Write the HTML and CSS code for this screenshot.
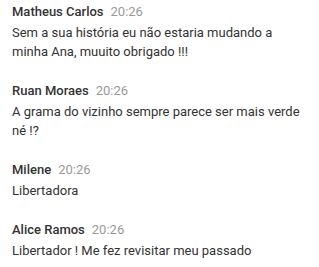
FILE: index.html
```html
<!DOCTYPE html>
<html>
<head>
<meta charset="utf-8">
<link rel="stylesheet" href="styles.css">
</head>
<body>
<div class="list">
  <div class="comment">
    <div class="head"><span class="name">Matheus Carlos</span><span class="time">20:26</span></div>
    <div class="text">Sem a sua história eu não estaria mudando a minha Ana, muuito obrigado !!!</div>
  </div>
  <div class="comment">
    <div class="head"><span class="name">Ruan Moraes</span><span class="time">20:26</span></div>
    <div class="text">A grama do vizinho sempre parece ser mais verde né !?</div>
  </div>
  <div class="comment">
    <div class="head"><span class="name">Milene</span><span class="time">20:26</span></div>
    <div class="text">Libertadora</div>
  </div>
  <div class="comment">
    <div class="head"><span class="name">Alice Ramos</span><span class="time">20:26</span></div>
    <div class="text">Libertador ! Me fez revisitar meu passado</div>
  </div>
</div>
</body>
</html>
```
FILE: styles.css
```css
html, body { margin: 0; padding: 0; background: #fff; }
body { font-family: Roboto, "Noto Sans", sans-serif; font-size: 13px; color: #333; }
.list { display: flex; flex-direction: column; gap: 19.5px; padding: 1.5px 12px 0 12px; width: 295px; }
.head { line-height: 20px; display: flex; gap: 7px; align-items: baseline; margin-bottom: 1.5px; }
.name { font-weight: 500; color: #333; }
.time { color: #999; }
.text { line-height: 19px; }
```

- - - - -

--- SHORT PROBLEM ---
Keep the pictures out of the copy and write out the data exactly as it stands.

--- CORRECT OUTPUT ---
Write the HTML and CSS code for this screenshot.
FILE: index.html
```html
<!DOCTYPE html>
<html>
<head>
<meta charset="utf-8">
<link rel="stylesheet" href="styles.css">
</head>
<body>
<div class="list">
  <div class="comment">
    <div class="head"><span class="name">Matheus Carlos</span><span class="time">20:26</span></div>
    <div class="text">Sem a sua história eu não estaria mudando a minha Ana, muuito obrigado !!!</div>
  </div>
  <div class="comment">
    <div class="head"><span class="name">Ruan Moraes</span><span class="time">20:26</span></div>
    <div class="text">A grama do vizinho sempre parece ser mais verde né !?</div>
  </div>
  <div class="comment">
    <div class="head"><span class="name">Milene</span><span class="time">20:26</span></div>
    <div class="text">Libertadora</div>
  </div>
  <div class="comment">
    <div class="head"><span class="name">Alice Ramos</span><span class="time">20:26</span></div>
    <div class="text">Libertador ! Me fez revisitar meu passado</div>
  </div>
</div>
</body>
</html>
```
FILE: styles.css
```css
html, body { margin: 0; padding: 0; background: #fff; }
body { font-family: Roboto, "Noto Sans", sans-serif; font-size: 13px; color: #333; }
.list { display: flex; flex-direction: column; gap: 19.5px; padding: 1.5px 12px 0 12px; width: 295px; }
.head { line-height: 20px; display: flex; gap: 7px; align-items: baseline; margin-bottom: 1.5px; }
.name { font-weight: 500; color: #333; }
.time { color: #999; }
.text { line-height: 19px; }
```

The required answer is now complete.